No one could imagine that one of the strongest members of the nuclear non-proliferation regime, Australia, would witness a national debate on the need for developing nuclear weapon capability. However, the unimaginable has become visible.
This debate has been raised in the backdrop of China’s appearance as a very authoritative naval power in the Indo-Pacific, Chinese claim of sovereignty over a large chunk of South China Sea and belligerent construction of military facilities in some islands, powerlessness of the United States to prevent China from doing so and at the same time rising incidents of Cold Confrontations between the United States and China.
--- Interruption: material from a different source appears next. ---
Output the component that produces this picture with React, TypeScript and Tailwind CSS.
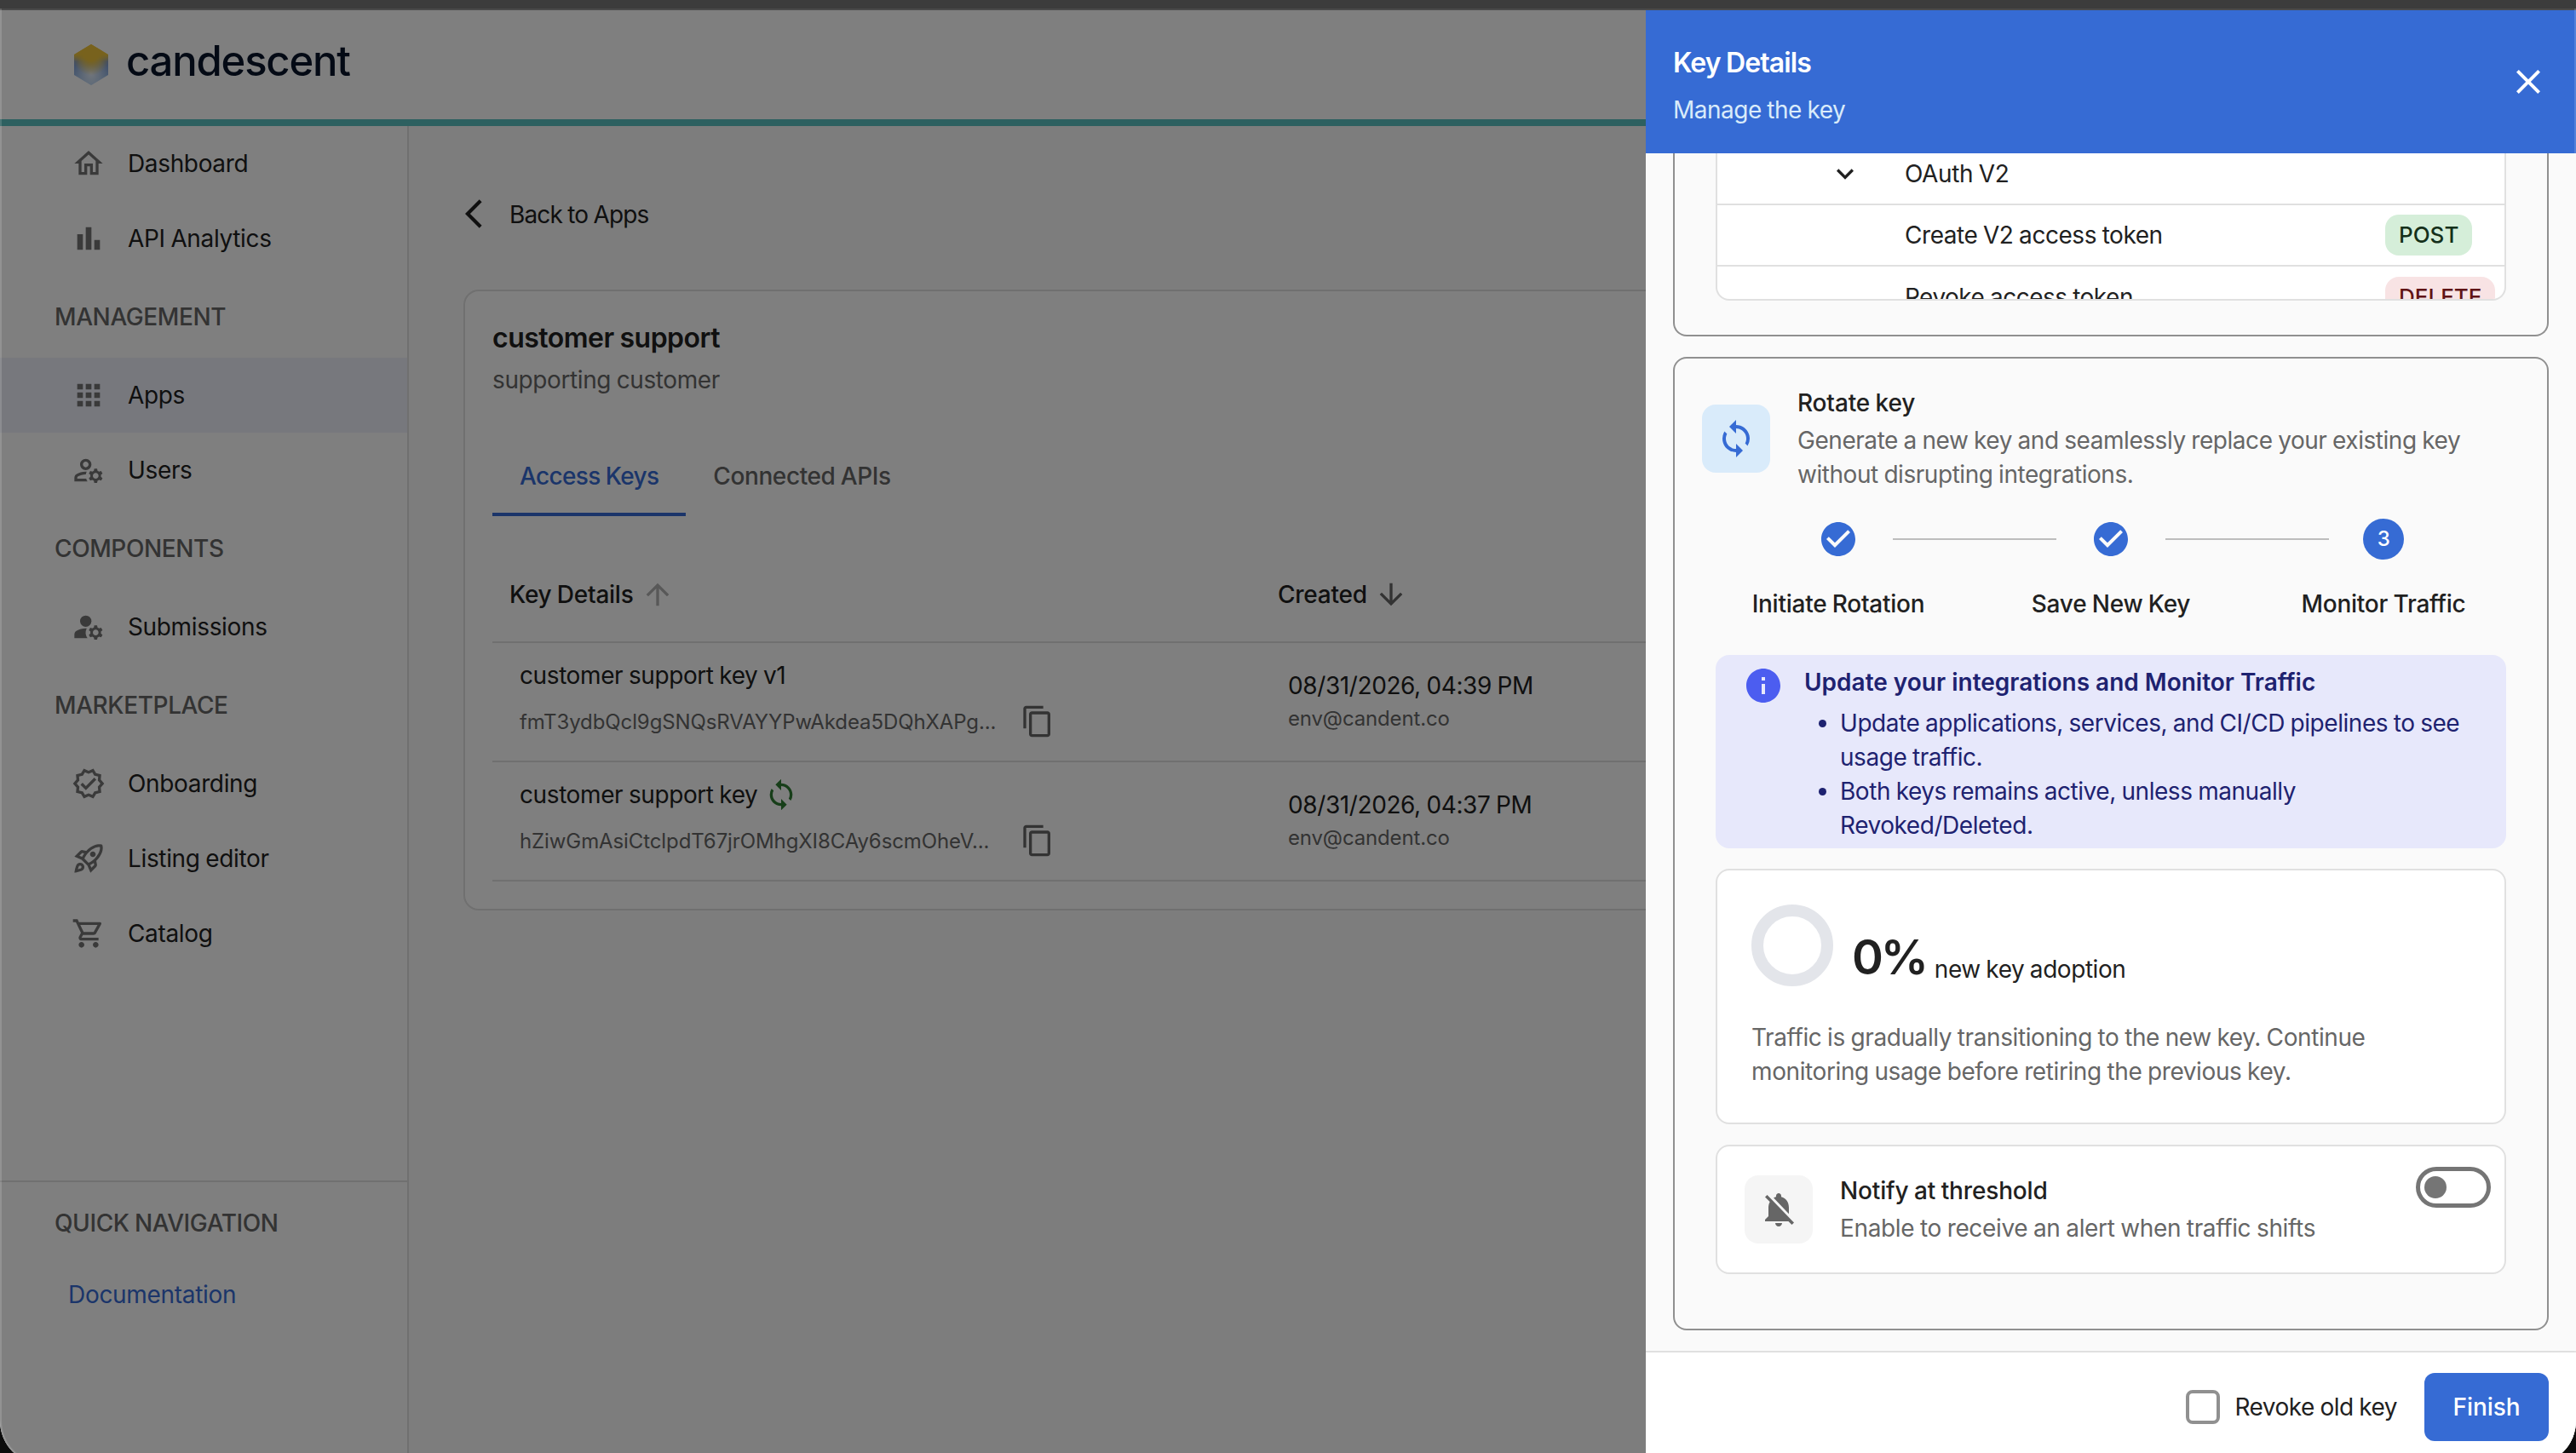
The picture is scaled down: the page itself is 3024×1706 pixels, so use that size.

For close to seven decades, the United States has been the security guarantor to Australia against any external threat. Australia has almost always participated in US-led military operations in third countries both during and after the Cold War. The United States also maintains military facilities in Australia. The trepidation in Australia now is about reliability of the US nuclear and conventional security umbrella, especially in the wake of the Trump Administration’s approach towards alliances. President Trump has made unpalatable remarks on US allies, including NATO, Japan, and South Korea. Trump’s demands for more defense burden-sharing from allies have not gone down well with many alliance partners.
However, Trump policy alone is not the topic of concern. The simultaneous rise of China, whose influence has spread across the Indo-Pacific is also a cause for disquiet for Australians. For the last few decades, Australia has greatly benefitted from the opening of the China market, and both in terms of trade and investment, the two countries have found themselves to be invaluable economic partners. However, Canberra’s concerns are twofold: first, China, the economic partner, cannot be a strategic ally; and secondly, the traditional alliance partner, the United States, has been on loggerheads with China and the game of chicken that these two partners of Australia have been playing could lead to escalation of conflict. Canberra is not able to figure out its desirable stand on Sino-US Cold Confrontations.
Thus, a debate has started in Australia about how to defend the country in such scenarios, and one option that is under discussion is the need for going nuclear. There is no unanimity of views on the nuclear option in the strategic community in Australia. Some think that Australia does not have any civilian nuclear energy program and that it has neither the uranium enrichment facility nor the reactors that produce plutonium and thus it is unrealistic to think about developing a nuclear arsenal. Others argue that nuclear option is just too high-priced and not the best alternative to sustaining the alliance partnership with the United States.
Then there are those who believe that the country has ample uranium reserve, and technological competence to start a nuclear energy program can be acquired with little difficulty so long as the country retains its membership in the NPT, CTBT, and Nuclear Suppliers’ Group; and that it can keep its option open on weaponizing its capability as and when indispensable.
There is a counter to this line of argument as well. Nuclear energy is not currently a cost-effective clean energy option for Australia. People may not support such a policy. However, the Australian Energy Minister has stated that there is no decision on it yet and that means choice to start such a program is not closed. And if that happens, no one can be sure that Australia will not emerge as a nuclear weapon state in the future!
The big questions are: if Canberra starts a nuclear energy program in the backdrop of the current debate, will Washington back it? Will the Trump Administration explicitly oppose it? President Trump, at one time, asked Japan and South Korea to defend themselves; and it must not have gone unnoticed in Australia. But Trump surely would not allow that to happen, because when allies turn nuclear powers, their dependence on the US may disappear. And thus Washington may be in the forefront of opposing even a civil nuclear energy program in Australia.
The other questions are: Can Washington prevent Australia from doing so? Will France support it for commercial reasons? Will Russia back Australia for strategic reasons? How may China respond to such a scenario? One thing is certain that any nuclear energy program initiated in Australia will be a suspect. The current nuclear debate in that country has uncovered the Australian thinking. If Australia lifts the nuclear moratorium of the late 1990s, there will be a strong possibility that another nuclear weapon state in the Indo-Pacific will ascend. It will inevitably alter the strategic landscape of the region. And more seriously, it will punch holes in the nuclear proliferation regime.
At the moment, the Trump Administration has remained ineffective in encouraging North Korea to denuclearize. It’s stubborn Iran sanctions policy may tempt Iran to think hard about its nuclear option. Indian policymakers must take note of all these developments and factor them in strategic scenario building in the Indo-Pacific region.